But a scandal caused by the bureau's forging of military plans against Holland and Germany, in what was intended as an active measure against the Flemish independence movement, exposed by the Dutch press, led to the suppression of the service and the transfer of its tasks to the civilian intelligence agency in 1929.
In January 1940, the service acquired the Luftwaffe's instructions to Fall Gelb, the German invasion of France, Holland and Belgium, as the plane carrying the courier crash landed on Belgian soil.
[3] After the war the service was renamed Direction Supérieure du Renseignement et de l'Historique (but its acronym was S.D.R.H., inversing the first two letters to confuse foreign spies).
It occupied itself with the pursuit of collaborators, and a top-secret section, Services spéciaux, conducted espionage and covert action in Soviet-controlled Germany.
When the Belgian General Staff was reformed in 1964 the SDRH, renamed Service Général du Renseignement, was restructured and consisted of a division for intelligence (SDRI), security (SDRA), finance (SDRC) and the Army archive (CDH).
The coming to Belgium of NATO in 1968, which coincided with the growing importance of the European Community, drastically changed the intelligence and security outlook of the country.

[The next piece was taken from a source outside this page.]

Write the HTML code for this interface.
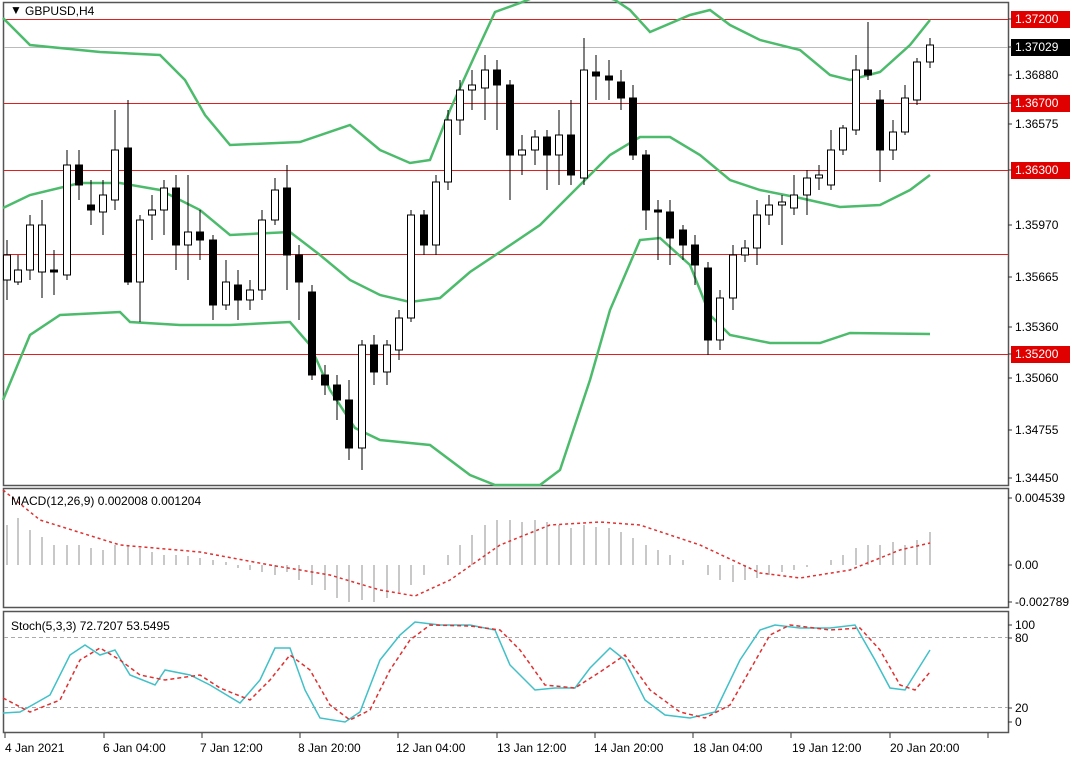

Anglo-American concerns about the services’ ability to cope with the expanded portfolio had to be alleviated with an increase in their resources, some of which would be paid for with American money.
Belgian military personnel as well as officials from the other ministries now had easy access to the international organizations, which made them a primary target for Warsaw Pact spies.
In 1974 the SGR was involved in the establishment of the Public Information Office (PIO), a PR organisation by which the defence ministry sought to address the criticisms directed at the military by mainly pacifist and communist movements.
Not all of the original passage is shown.